Si jamais les coprésidents de la commission Bouchard-Taylor avaient l'intention de produire un rapport de "visionnaire" bourré de vastes plans, les audiences que la commission a tenues à Montréal devraient normalement les en dissuader.
Ils y auront appris, s'ils ne le savaient déjà, que sur le plancher des vaches, les choses marchent passablement bien, que les problèmes posés par le pluralisme ethnique et religieux sont relativement mineurs et fort bien circonscrits, et qu'il n'y avait aucune raison de s'inventer des drames.
En fait, une fois rendus dans la région montréalaise - la seule région où se posent les défis de l'immigration et du multiculturalisme - les commissaires auront peut-être compris que leur commission, cette pure création politique, n'était pas vraiment nécessaire.
L'un après l'autre, les grands organismes ancrés dans la réalité du multiculturalisme - commissions scolaires, hôpitaux, centres de services sociaux, etc. - sont venus expliquer comment ils géraient la diversité. Ils la gèrent très bien, merci, et toujours - détail capital - au cas par cas, dans une optique pragmatique.
Comme le disait Lise Denis, la présidente de l'Association des établissements de santé et de services sociaux, "chaque patient est unique". On essaie de répondre aux demandes d'accommodement quand c'est possible, tout dépendant de la condition du patient, des risques, des coûts et des effets sur les autres clientèles et les employés. C'est une question de bon sens, de sensibilité, de compassion.
Mme Denis s'insurge contre l'idée d'imposer un cadre de référence global, une solution "mur à mur". Laissons travailler en paix ceux qui ont accumulé au fil des années une précieuse expérience dans la gestion du multiculturalisme...
Son de cloche analogue du côté de la Commission scolaire de Montréal, où les deux tiers des 894 demandes d'accommodements ont été agréées tranquillement, sans fanfare ni scandale.
Détail piquant, le plus grand groupe de "demandeurs" (163 parents) étaient... les Témoins de Jéhovah, une secte chrétienne entièrement composée de Québécois de vieille souche! Et que demandaient ces Témoins de Jéhovah? Que leurs enfants soient exemptés des célébrations de la fête païenne de l'Halloween! Nous voici bien loin des scénarios apocalyptiques fabriqués à Hérouxville!

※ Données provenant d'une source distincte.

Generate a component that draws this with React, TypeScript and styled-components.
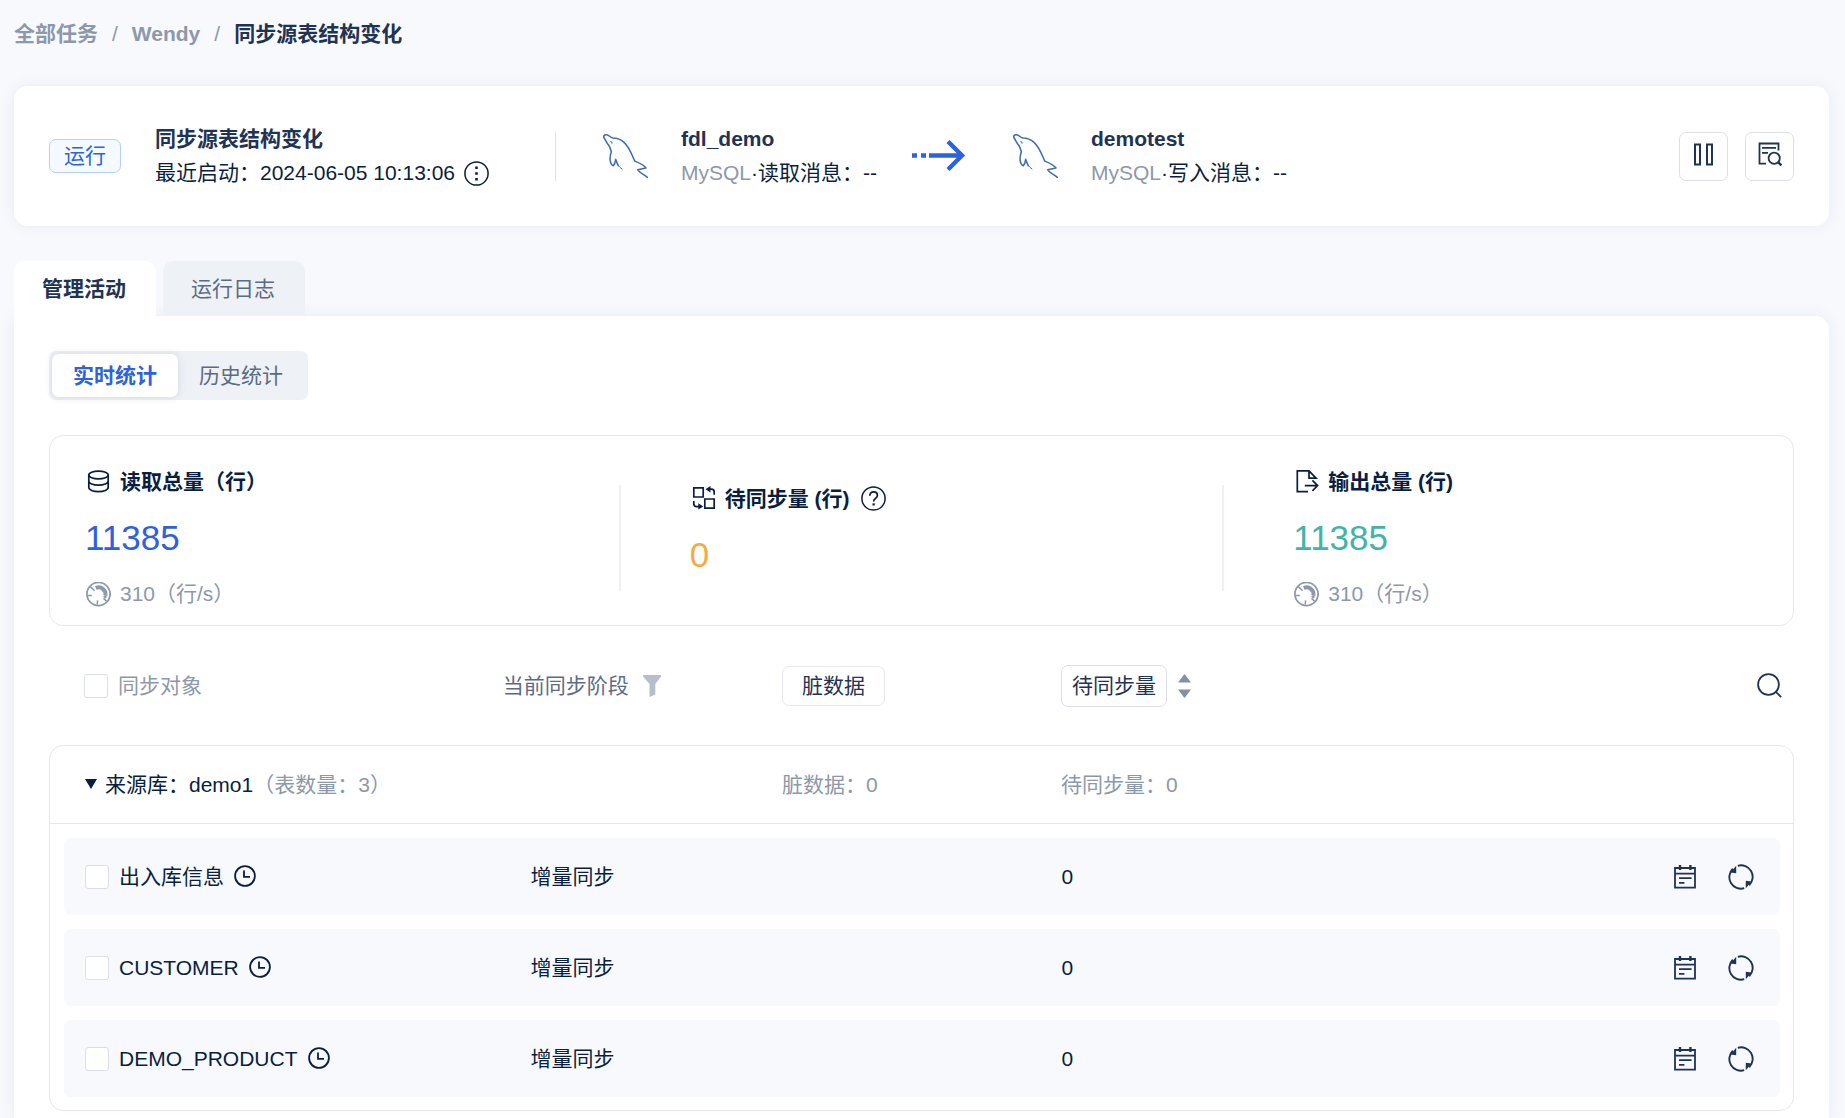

La CSDM n'attend rien de l'État, sauf sur trois points: elle voudrait des lois pour interdire les voiles couvrant entièrement le visage et empêchant l'identification des personnes, de même que l'établissement de locaux de prière dans les écoles publiques. La CSDM voudrait aussi que le gouvernement légifère pour régler le problème des congés religieux en égalisant le temps de travail pour tous.
Légiférer contre les niqab et les burqas qui sont pratiquement inexistants ici? Mon Dieu, si ça nous amuse... Interdire l'octroi de locaux de prière? Pourquoi pas? Mais pourquoi par une loi? Les gestionnaires locaux ne sont-ils pas assez adultes pour refuser cet accommodement? (Un local de prière accessible à toutes les religions ne dérangerait pas grand monde; le problème, c'est que lorsqu'il y en a un, les musulmans fondamentalistes le réclament pour eux seuls et veulent en interdire l'entrée aux autres. Dans ce cas, les directeurs d'école n'ont qu'à se tenir debout et à dire non.)
Enfin, on voit mal ce qui empêche les gestionnaires locaux d'égaliser le temps de travail de leurs employés, comme cela se fait du reste dans les hôpitaux, où, grosso modo, ceux qui prennent des congés supplémentaires pour les fêtes juives ou le ramadan doivent ensuite "remettre" ces heures-là à l'institution.
La tentation sera forte, chez les coprésidents, de redessiner la carte culturelle du Québec, histoire de laisser leur marque personnelle. C'est d'ailleurs pourquoi il aurait été préférable que cette commission soit présidée par des gens qui ont une connaissance pratique du terrain plutôt que par des intellectuels de haute voltige.
M. Bouchard, au début des audiences, semblait intéressé par l'idée d'un "Office du vivre-ensemble" (sic). Une autre structure bureaucratique, alors qu'on a déjà une flopée de ministères, deux chartes des droits, une commission et un tribunal des droits, et d'innombrables conseils consultatifs?
Après avoir passé tant de temps en tournée, et avoir injecté tant de fonds publics dans cette grosse machine qu'est devenue la commission, les coprésidents voudront-ils faire acte d'humilité et s'abstenir de jouer dans une réalité qui dans l'ensemble n'a rien de très problématique?
Rien n'est moins sûr, mais c'est ce qu'il faut souhaiter. Le pragmatisme, ici, est mille fois préférable aux grands projets de visionnaires férus de solutions globales.